The HSL analysis of this color is H (0%), S (16.9%), L (0%). This clearly captures the fact that the color is oversaturated but otherwise accurate.

However, the RGB analysis of this color is

R (-10%)
G (4%)
B (-10%)

This analysis tells us that to correct the color we must add equal amounts of red and blue to desaturate the green to its correct point, which is what we would expect. However, it tells us something else that is not expected. This analysis also suggests that—given the relatively low levels of red and blue—the shade of green is slightly too bright (remember, an excessive amount of a color in the same color—in this case an excessive amount of green in green—means that it has excessive luminance).

The bottom line is that the RGB analysis tells us that to minimize color error without changing the saturation we should lower the luminance from Y0.7152 to Y0.6885, which would provide RGB values of

R (-10%)
G (0%)
B (-10%)

In contrast, the HSL analysis says that doing so will only increase color error by raising the Lightness error from 0% to -1.5%. Which is correct?

This analysis sheds an interesting light on the various recommendations of the ΔE formulas. If we want to minimize color error without changing the saturation of this oversaturated sample, the HSL analysis recommends leaving the luminance alone, whereas the RGB analysis recommends lowering it slightly.

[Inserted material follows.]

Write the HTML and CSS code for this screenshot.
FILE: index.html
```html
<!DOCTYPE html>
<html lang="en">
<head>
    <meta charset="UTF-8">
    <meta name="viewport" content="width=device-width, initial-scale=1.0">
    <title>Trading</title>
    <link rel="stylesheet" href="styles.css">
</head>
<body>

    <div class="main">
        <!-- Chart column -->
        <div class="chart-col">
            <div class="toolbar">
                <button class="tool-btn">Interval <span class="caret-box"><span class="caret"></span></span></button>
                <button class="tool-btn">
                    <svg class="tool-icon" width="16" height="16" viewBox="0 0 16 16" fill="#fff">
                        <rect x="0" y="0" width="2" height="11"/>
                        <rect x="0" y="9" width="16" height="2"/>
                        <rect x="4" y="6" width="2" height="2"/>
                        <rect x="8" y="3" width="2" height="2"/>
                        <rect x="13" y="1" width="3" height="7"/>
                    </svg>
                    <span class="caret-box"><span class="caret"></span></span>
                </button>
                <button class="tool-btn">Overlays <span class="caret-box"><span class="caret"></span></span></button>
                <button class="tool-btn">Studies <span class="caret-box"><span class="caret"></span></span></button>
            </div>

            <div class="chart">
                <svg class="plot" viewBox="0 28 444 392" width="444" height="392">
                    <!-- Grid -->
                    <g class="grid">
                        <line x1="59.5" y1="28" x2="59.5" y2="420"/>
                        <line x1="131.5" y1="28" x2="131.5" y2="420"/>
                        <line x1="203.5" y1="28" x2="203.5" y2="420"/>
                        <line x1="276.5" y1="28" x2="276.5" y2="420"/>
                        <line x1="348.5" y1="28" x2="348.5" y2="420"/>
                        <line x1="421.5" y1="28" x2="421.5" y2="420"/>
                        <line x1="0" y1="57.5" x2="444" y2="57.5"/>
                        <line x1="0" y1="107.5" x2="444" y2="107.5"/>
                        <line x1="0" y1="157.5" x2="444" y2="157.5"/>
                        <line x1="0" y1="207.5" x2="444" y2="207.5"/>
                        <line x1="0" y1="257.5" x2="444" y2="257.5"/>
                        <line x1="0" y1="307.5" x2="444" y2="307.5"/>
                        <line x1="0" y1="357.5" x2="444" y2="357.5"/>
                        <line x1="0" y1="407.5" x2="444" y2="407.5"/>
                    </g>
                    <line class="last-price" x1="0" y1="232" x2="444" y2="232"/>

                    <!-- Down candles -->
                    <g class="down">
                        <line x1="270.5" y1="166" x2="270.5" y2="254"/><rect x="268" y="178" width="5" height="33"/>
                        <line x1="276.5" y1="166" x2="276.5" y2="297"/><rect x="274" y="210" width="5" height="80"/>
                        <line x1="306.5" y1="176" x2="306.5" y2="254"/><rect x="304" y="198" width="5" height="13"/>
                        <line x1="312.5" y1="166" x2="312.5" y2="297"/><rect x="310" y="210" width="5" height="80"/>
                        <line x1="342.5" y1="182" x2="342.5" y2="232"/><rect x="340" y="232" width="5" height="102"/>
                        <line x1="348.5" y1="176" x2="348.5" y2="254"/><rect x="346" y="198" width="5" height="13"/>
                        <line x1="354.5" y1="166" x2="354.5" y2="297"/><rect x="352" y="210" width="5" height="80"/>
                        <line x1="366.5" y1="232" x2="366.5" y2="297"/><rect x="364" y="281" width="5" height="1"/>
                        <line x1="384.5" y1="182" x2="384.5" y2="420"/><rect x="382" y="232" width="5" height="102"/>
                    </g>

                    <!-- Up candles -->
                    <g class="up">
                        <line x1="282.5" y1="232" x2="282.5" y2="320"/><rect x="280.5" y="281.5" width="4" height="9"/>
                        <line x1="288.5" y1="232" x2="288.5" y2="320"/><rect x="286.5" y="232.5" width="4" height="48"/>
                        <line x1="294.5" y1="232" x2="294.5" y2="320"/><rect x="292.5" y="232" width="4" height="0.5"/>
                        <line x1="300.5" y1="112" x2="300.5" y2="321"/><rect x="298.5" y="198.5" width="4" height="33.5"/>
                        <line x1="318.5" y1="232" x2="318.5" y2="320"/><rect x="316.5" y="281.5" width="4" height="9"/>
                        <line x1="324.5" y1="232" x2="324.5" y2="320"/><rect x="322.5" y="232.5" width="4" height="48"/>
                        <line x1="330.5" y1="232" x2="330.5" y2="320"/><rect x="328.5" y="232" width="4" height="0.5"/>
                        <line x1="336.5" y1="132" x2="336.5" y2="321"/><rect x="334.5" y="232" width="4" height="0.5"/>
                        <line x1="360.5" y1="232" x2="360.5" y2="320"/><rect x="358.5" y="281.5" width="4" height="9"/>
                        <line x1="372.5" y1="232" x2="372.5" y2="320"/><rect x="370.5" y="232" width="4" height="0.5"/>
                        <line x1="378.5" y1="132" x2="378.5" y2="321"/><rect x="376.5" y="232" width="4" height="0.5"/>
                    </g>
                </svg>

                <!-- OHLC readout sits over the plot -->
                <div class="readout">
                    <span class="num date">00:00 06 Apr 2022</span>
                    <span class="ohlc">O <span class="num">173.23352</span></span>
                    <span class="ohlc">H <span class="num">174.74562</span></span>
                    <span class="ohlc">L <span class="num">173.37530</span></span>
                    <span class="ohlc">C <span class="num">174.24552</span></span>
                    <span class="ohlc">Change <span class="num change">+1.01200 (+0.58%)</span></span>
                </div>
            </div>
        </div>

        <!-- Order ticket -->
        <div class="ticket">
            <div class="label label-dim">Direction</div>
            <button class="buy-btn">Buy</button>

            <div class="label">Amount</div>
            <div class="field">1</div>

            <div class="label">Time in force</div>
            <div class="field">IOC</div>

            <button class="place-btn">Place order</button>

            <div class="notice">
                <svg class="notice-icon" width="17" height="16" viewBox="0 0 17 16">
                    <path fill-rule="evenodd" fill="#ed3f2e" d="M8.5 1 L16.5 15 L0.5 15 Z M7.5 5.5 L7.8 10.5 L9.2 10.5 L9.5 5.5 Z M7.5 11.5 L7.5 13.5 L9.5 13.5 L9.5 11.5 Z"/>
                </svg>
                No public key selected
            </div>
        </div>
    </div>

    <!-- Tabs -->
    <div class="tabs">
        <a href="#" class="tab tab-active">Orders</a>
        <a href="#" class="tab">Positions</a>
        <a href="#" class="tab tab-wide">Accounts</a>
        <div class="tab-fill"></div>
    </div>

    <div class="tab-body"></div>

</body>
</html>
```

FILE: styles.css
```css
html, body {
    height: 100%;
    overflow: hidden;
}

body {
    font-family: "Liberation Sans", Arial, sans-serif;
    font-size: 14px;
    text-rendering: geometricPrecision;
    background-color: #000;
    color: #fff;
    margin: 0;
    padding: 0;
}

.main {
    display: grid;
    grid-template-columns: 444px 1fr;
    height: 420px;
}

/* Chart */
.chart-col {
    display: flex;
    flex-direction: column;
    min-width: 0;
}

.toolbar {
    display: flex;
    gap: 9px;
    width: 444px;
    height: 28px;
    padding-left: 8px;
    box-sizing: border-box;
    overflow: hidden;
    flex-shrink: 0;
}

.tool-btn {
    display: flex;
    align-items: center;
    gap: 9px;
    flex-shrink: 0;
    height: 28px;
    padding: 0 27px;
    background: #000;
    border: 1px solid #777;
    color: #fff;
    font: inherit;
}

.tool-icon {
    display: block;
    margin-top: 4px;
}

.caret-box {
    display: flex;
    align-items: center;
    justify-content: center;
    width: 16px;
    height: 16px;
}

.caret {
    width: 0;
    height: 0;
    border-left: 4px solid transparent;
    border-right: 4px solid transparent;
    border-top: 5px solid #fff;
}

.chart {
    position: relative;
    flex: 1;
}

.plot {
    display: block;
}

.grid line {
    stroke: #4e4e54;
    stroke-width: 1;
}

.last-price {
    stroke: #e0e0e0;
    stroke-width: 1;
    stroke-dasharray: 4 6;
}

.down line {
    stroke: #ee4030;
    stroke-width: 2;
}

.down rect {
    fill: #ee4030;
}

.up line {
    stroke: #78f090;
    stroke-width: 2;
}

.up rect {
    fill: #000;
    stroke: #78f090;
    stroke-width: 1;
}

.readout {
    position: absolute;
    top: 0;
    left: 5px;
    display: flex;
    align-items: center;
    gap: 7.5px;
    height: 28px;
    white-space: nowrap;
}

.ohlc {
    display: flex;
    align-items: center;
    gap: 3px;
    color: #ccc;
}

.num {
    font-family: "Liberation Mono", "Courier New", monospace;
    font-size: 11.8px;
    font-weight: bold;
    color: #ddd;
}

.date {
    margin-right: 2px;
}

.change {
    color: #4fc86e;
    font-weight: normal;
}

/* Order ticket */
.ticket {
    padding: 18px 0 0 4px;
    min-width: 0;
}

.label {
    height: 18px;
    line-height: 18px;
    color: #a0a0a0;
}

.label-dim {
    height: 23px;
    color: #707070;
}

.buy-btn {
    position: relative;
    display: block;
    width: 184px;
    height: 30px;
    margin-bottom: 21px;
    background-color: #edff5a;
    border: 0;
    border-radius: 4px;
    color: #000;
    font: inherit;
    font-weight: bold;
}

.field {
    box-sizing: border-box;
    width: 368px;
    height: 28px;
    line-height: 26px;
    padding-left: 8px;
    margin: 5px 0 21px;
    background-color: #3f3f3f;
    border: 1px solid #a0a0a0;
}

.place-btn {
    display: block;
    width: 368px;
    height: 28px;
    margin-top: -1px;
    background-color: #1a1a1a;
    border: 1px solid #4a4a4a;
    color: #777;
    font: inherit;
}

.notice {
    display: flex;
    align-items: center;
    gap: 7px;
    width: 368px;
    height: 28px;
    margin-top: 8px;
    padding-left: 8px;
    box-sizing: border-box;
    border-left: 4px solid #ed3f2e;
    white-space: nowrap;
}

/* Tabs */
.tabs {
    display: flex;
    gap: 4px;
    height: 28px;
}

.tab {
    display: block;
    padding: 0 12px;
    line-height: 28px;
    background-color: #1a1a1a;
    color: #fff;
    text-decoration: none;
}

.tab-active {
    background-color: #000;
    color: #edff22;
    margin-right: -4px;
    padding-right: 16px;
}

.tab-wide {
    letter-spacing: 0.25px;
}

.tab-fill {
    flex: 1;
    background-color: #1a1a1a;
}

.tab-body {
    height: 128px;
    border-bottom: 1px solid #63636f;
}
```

We can see from the discussion above that neither of the 1976 formulas concur. If we wish to minimize the error of the oversaturated sample without changing the saturation both CIELUV and CIELAB recommend that we substantially lower the luminance. Neither of these recommendations are consistent with the HSL or the RGB analysis of the optimum luminance of the oversaturated green.

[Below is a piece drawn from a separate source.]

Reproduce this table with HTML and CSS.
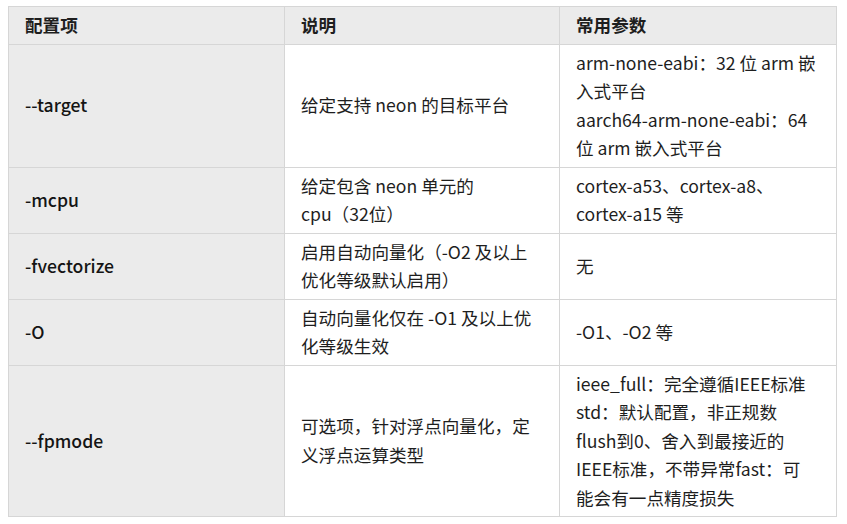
FILE: index.html
```html
<!DOCTYPE html>
<html lang="zh-CN">
<head>
<meta charset="utf-8">
<link rel="stylesheet" href="styles.css">
</head>
<body>
<table class="cfg">
  <colgroup><col class="c1"><col class="c2"><col class="c3"></colgroup>
  <thead>
    <tr><th>配置项</th><th>说明</th><th>常用参数</th></tr>
  </thead>
  <tbody>
    <tr>
      <td class="key">--target</td>
      <td>给定支持 neon 的目标平台</td>
      <td>arm-none-eabi：32 位 arm 嵌<br>入式平台<br>aarch64-arm-none-eabi：64<br>位 arm 嵌入式平台</td>
    </tr>
    <tr>
      <td class="key">-mcpu</td>
      <td>给定包含 neon 单元的<br>cpu（32位）</td>
      <td>cortex-a53、cortex-a8、<br>cortex-a15 等</td>
    </tr>
    <tr>
      <td class="key">-fvectorize</td>
      <td>启用自动向量化（-O2 及以上<br>优化等级默认启用）</td>
      <td>无</td>
    </tr>
    <tr>
      <td class="key">-O</td>
      <td>自动向量化仅在 -O1 及以上优<br>化等级生效</td>
      <td>-O1、-O2 等</td>
    </tr>
    <tr>
      <td class="key">--fpmode</td>
      <td>可选项，针对浮点向量化，定<br>义浮点运算类型</td>
      <td>ieee_full：完全遵循IEEE标准<br>std：默认配置，非正规数<br>flush到0、舍入到最接近的<br>IEEE标准，不带异常fast：可<br>能会有一点精度损失</td>
    </tr>
  </tbody>
</table>
</body>
</html>
```
FILE: styles.css
```css
html, body {
  margin: 0;
  padding: 0;
  background: #ffffff;
}
body {
  padding: 6px 8px;
  font-family: "Noto Sans CJK SC", "Noto Sans", sans-serif;
  font-size: 17.6px;
  line-height: 28.5px;
  color: #1e1e1e;
}
.cfg {
  border-collapse: collapse;
  table-layout: fixed;
  width: 828px;
}
.c1 { width: 276px; }
.c2 { width: 275px; }
.c3 { width: 277px; }
.cfg th,
.cfg td {
  border: 1px solid #d6d6d6;
  padding: 4px 16px;
  text-align: left;
  vertical-align: middle;
  white-space: nowrap;
}
.cfg th {
  background: #ebebeb;
  font-weight: 700;
}
.cfg td.key {
  background: #ebebeb;
  font-weight: 500;
  color: #141414;
}
```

On the other hand, take a look at CIE94. It predicts that to minimize color error without changing saturation, the optimum luminance of this oversaturated green would be somewhere between Y0.701 and Y0.674, which is directly in line with the RGB analysis that the optimal luminance for this oversaturated shade of green is Y0.6885 or 4% below the Rec. 709. standard.

Thus, if a display has an oversaturated color, but you have no means to correct this, you can improve overall accuracy by lowering the luminance of that oversaturated color slightly (for example, by lowering the main Color control a couple of ticks). This is what both the RGB and the CIE94 analysis recommend. For this reason, I recommend CIE94 as the preferred ΔE formula for assessing the color performance of quality displays.